For Laszlo, being multilingual is a natural part of his life. “Languages mean more than languages to me. As you learn more languages, you have much richer experiences as a human being. It suddenly expands your horizons. It gives you more pieces of the puzzle of what the world is about.”
He said that he gets elevated in a physical sense — in that one gets more of a bird’s eye view of the world around them.
“You get to see different historical figures, and hundreds and thousands of facets to human and natural history,” he said.
This, he said, is what he experienced when he visited Hungary and got to know the country’s culture and language. Laszlo’s father came from a very small town in western Hungary on the edge of a forest, near Lake Balaton — the largest lake in Central Europe.
“I go to this village quite often now,” he said. “There are deer and wild boars. I can pick berries or gather mushrooms, and cook them in different ways. I wouldn’t have had that kind of interface if I hadn’t visited there.”
Apart from writing, Laszlo taught for a few years at Japanese universities, and has also set up an nongovernmental organization, Issho Kikaku, in 1992. Through this NGO, he put on theatrical shows related to multicultural issues, and later, dealt with social issues such as discrimination against foreigners.
“In those days, personally, I felt a strong desire to avoid a simple dichotomy between Japanese and non-Japanese, male and female, family and friends, handicapped and nonhandicapped,” he said. Today, he said he is less passionate about the issues, and that the group’s activities have become more low-key.
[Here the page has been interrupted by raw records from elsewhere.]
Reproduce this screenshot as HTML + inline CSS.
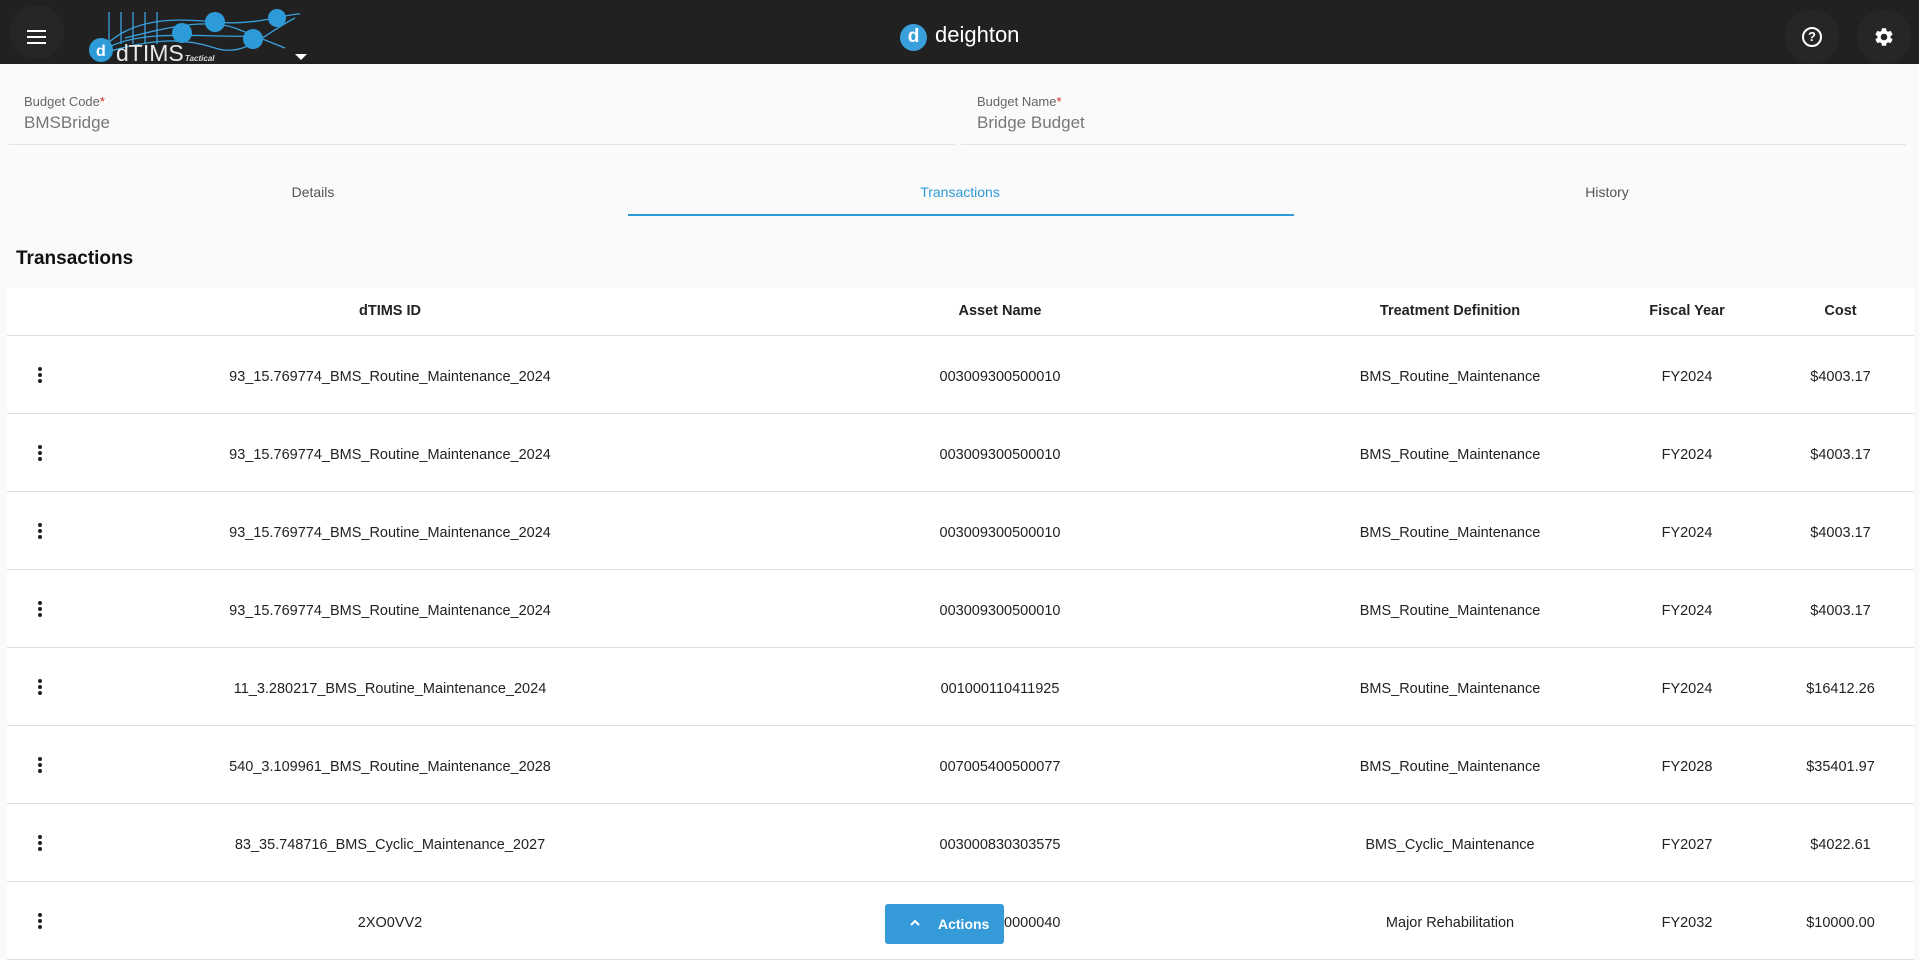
<!DOCTYPE html>
<html><head><meta charset="utf-8">
<style>
*{box-sizing:border-box;margin:0;padding:0}
body{width:1919px;height:942px;overflow:hidden;background:#fafafa;font-family:"Liberation Sans",sans-serif;color:#212121;position:relative}
.hdr{position:absolute;left:0;top:0;width:1919px;height:64px;background:#212121}
.abs{position:absolute}
.lbl{font-size:13px;color:#666}
.lbl b{color:#d32f2f;font-weight:normal}
.val{font-size:17px;color:#777}
.line{height:1px;background:#e4e4e4}
.tab{font-size:14px;color:#555;width:200px;text-align:center;margin-left:-100px}
table{position:absolute;left:7px;top:288px;width:1907px;border-collapse:collapse;background:#fff;font-size:14.5px}
th{height:47px;font-weight:bold;font-size:14.5px;border-bottom:1px solid #e0e0e0;color:#222}
td{height:78px;text-align:center;border-bottom:1px solid #e0e0e0;color:#222;padding-top:6px}
.k{width:66px}
.dots{display:inline-block;width:4px}
.dots i{display:block;width:4px;height:4px;border-radius:2px;background:#222;margin:2px 0}
</style></head><body>
<div class="hdr">
  <div class="abs" style="left:10px;top:5px;width:54px;height:54px;border-radius:50%;background:#262626"></div>
  <div class="abs" style="left:27px;top:30px;width:19px;height:2px;background:#fff"></div>
  <div class="abs" style="left:27px;top:36px;width:19px;height:2px;background:#fff"></div>
  <div class="abs" style="left:27px;top:42px;width:19px;height:2px;background:#fff"></div>
  <svg class="abs" style="left:85px;top:8px" width="220" height="56" viewBox="0 0 220 56">
    <g stroke="#3aa0dc" stroke-width="1.3" fill="none">
      <line x1="24" y1="4" x2="24" y2="36"/><line x1="36" y1="4" x2="36" y2="36"/><line x1="48" y1="4" x2="48" y2="36"/><line x1="60" y1="4" x2="60" y2="36"/><line x1="72" y1="4" x2="72" y2="36"/>
      <path d="M22 36 C50 10 90 10 130 14 C170 18 200 6 215 6"/>
      <path d="M22 40 C60 20 120 30 170 28 L200 40"/>
      <path d="M22 44 C70 30 100 30 130 40 C160 50 180 25 210 10"/>
      <path d="M40 30 C80 20 120 10 150 20 L170 28"/>
    </g>
    <circle cx="97" cy="25" r="10" fill="#2e9bd9"/>
    <circle cx="130" cy="14" r="10" fill="#2e9bd9"/>
    <circle cx="168" cy="31" r="10" fill="#2e9bd9"/>
    <circle cx="192" cy="10" r="9" fill="#2e9bd9"/>
    <circle cx="16" cy="42" r="12" fill="#2e9bd9"/>
    <text x="11" y="48" font-size="16" font-weight="bold" fill="#fff" font-family="Liberation Sans">d</text>
    <text x="31" y="53" font-size="23" fill="#e8e8e8" font-family="Liberation Sans">dTIMS</text>
    <text x="100" y="53" font-size="8" font-style="italic" font-weight="bold" fill="#ddd" font-family="Liberation Sans">Tactical</text>
  </svg>
  <div class="abs" style="left:295px;top:54px;width:0;height:0;border-left:6px solid transparent;border-right:6px solid transparent;border-top:6px solid #fff"></div>
  <div class="abs" style="left:900px;top:24px;width:27px;height:27px;border-radius:50%;background:#3aa0dc;color:#fff;font-weight:bold;font-size:19px;text-align:center;line-height:26px">d</div>
  <div class="abs" style="left:935px;top:22px;font-size:22px;color:#fff">deighton</div>
  <div class="abs" style="left:1785px;top:10px;width:54px;height:54px;border-radius:50%;background:#262626"></div>
  <div class="abs" style="left:1802px;top:27px;width:20px;height:20px;border-radius:50%;border:2px solid #fff;color:#fff;font-size:13px;font-weight:bold;text-align:center;line-height:16px">?</div>
  <div class="abs" style="left:1857px;top:10px;width:54px;height:54px;border-radius:50%;background:#262626"></div>
  <svg class="abs" style="left:1873px;top:26px" width="22" height="22" viewBox="0 0 24 24"><path fill="#fff" d="M19.14 12.94c.04-.3.06-.61.06-.94 0-.32-.02-.64-.07-.94l2.030-1.58a.49.49 0 0 0 .12-.61l-1.92-3.32a.49.49 0 0 0-.59-.22l-2.39.96c-.5-.38-1.03-.7-1.62-.94l-.36-2.54a.48.48 0 0 0-.48-.41h-3.84c-.24 0-.43.17-.47.41l-.36 2.54c-.59.24-1.13.57-1.62.94l-2.39-.96a.48.48 0 0 0-.59.22L2.74 8.87c-.12.21-.08.47.12.61l2.03 1.58c-.05.3-.09.63-.09.94s.02.64.07.94l-2.03 1.58a.49.49 0 0 0-.12.61l1.92 3.32c.12.22.37.29.59.22l2.39-.96c.5.38 1.03.7 1.62.94l.36 2.54c.05.24.24.41.48.41h3.84c.24 0 .44-.17.47-.41l.36-2.540c.59-.24 1.13-.56 1.62-.94l2.39.96c.22.08.47 0 .59-.22l1.92-3.32c.12-.22.07-.47-.12-.61l-2.01-1.58zM12 15.6A3.6 3.6 0 1 1 12 8.4a3.6 3.6 0 0 1 0 7.2z"/></svg>
</div>

<div class="abs lbl" style="left:24px;top:94px">Budget Code<b>*</b></div>
<div class="abs val" style="left:24px;top:113px">BMSBridge</div>
<div class="abs line" style="left:9px;top:144px;width:946px"></div>
<div class="abs lbl" style="left:977px;top:94px">Budget Name<b>*</b></div>
<div class="abs val" style="left:977px;top:113px">Bridge Budget</div>
<div class="abs line" style="left:961px;top:144px;width:945px"></div>

<div class="abs tab" style="left:313px;top:184px">Details</div>
<div class="abs tab" style="left:960px;top:184px;color:#2e9bd9">Transactions</div>
<div class="abs tab" style="left:1607px;top:184px">History</div>
<div class="abs" style="left:628px;top:214px;width:666px;height:2px;background:#2e9bd9"></div>

<div class="abs" style="left:16px;top:248px;font-size:19px;font-weight:bold;color:#111">Transactions</div>

<table>
<tr><th class="k"></th><th style="width:634px">dTIMS ID</th><th style="width:586px">Asset Name</th><th style="width:314px">Treatment Definition</th><th style="width:160px">Fiscal Year</th><th>Cost</th></tr>
<tr><td><span class="dots"><i></i><i></i><i></i></span></td><td>93_15.769774_BMS_Routine_Maintenance_2024</td><td>003009300500010</td><td>BMS_Routine_Maintenance</td><td>FY2024</td><td>$4003.17</td></tr>
<tr><td><span class="dots"><i></i><i></i><i></i></span></td><td>93_15.769774_BMS_Routine_Maintenance_2024</td><td>003009300500010</td><td>BMS_Routine_Maintenance</td><td>FY2024</td><td>$4003.17</td></tr>
<tr><td><span class="dots"><i></i><i></i><i></i></span></td><td>93_15.769774_BMS_Routine_Maintenance_2024</td><td>003009300500010</td><td>BMS_Routine_Maintenance</td><td>FY2024</td><td>$4003.17</td></tr>
<tr><td><span class="dots"><i></i><i></i><i></i></span></td><td>93_15.769774_BMS_Routine_Maintenance_2024</td><td>003009300500010</td><td>BMS_Routine_Maintenance</td><td>FY2024</td><td>$4003.17</td></tr>
<tr><td><span class="dots"><i></i><i></i><i></i></span></td><td>11_3.280217_BMS_Routine_Maintenance_2024</td><td>001000110411925</td><td>BMS_Routine_Maintenance</td><td>FY2024</td><td>$16412.26</td></tr>
<tr><td><span class="dots"><i></i><i></i><i></i></span></td><td>540_3.109961_BMS_Routine_Maintenance_2028</td><td>007005400500077</td><td>BMS_Routine_Maintenance</td><td>FY2028</td><td>$35401.97</td></tr>
<tr><td><span class="dots"><i></i><i></i><i></i></span></td><td>83_35.748716_BMS_Cyclic_Maintenance_2027</td><td>003000830303575</td><td>BMS_Cyclic_Maintenance</td><td>FY2027</td><td>$4022.61</td></tr>
<tr><td><span class="dots"><i></i><i></i><i></i></span></td><td>2XO0VV2</td><td>007000000000040</td><td>Major Rehabilitation</td><td>FY2032</td><td>$10000.00</td></tr>
</table>

<div class="abs" style="left:885px;top:904px;width:119px;height:40px;background:#349ad8;border-radius:3px;color:#fff;font-weight:bold;font-size:14px;line-height:38px">
  <svg class="abs" style="left:24px;top:14px" width="12" height="10" viewBox="0 0 12 10"><path d="M2 7 L6 3 L10 7" stroke="#fff" stroke-width="2" fill="none"/></svg>
  <span class="abs" style="left:53px;top:1px">Actions</span>
</div>
</body></html>
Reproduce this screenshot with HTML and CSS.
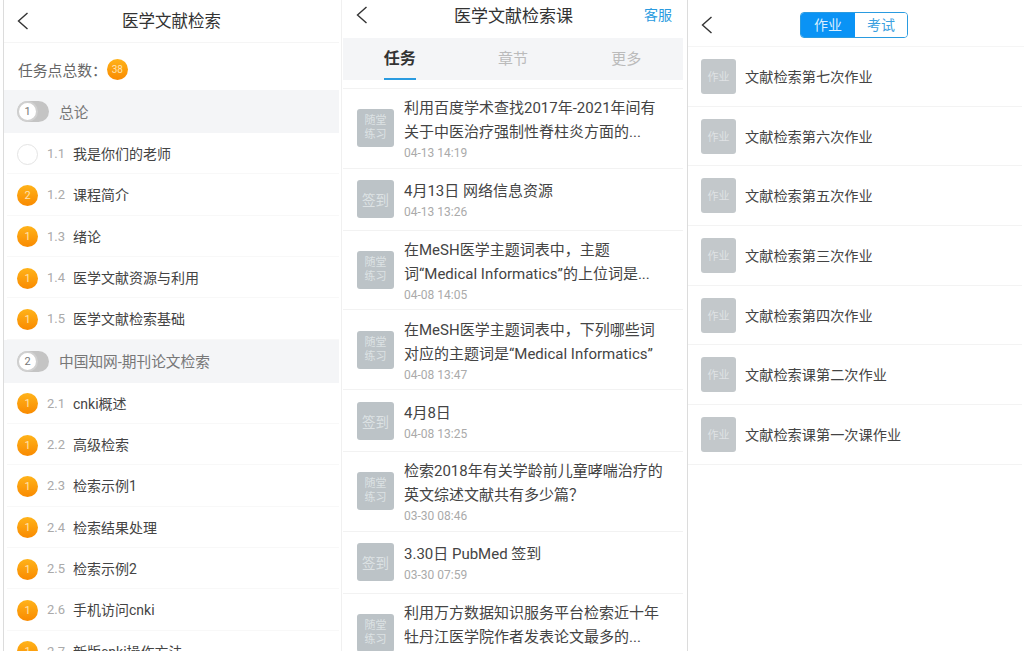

Now it engages in research on issues concerning human diversity, language and culture.
After taking a long pause to think, making a wrinkle in the middle of his forehead — a trademark of his in the “darling” comics — he returns to the subject of languages, widens his eyes and says, “Language gives me indescribable personal treasures. . . . If a day arrives in which I have to go back to being monolingual, then that would be a sad day.”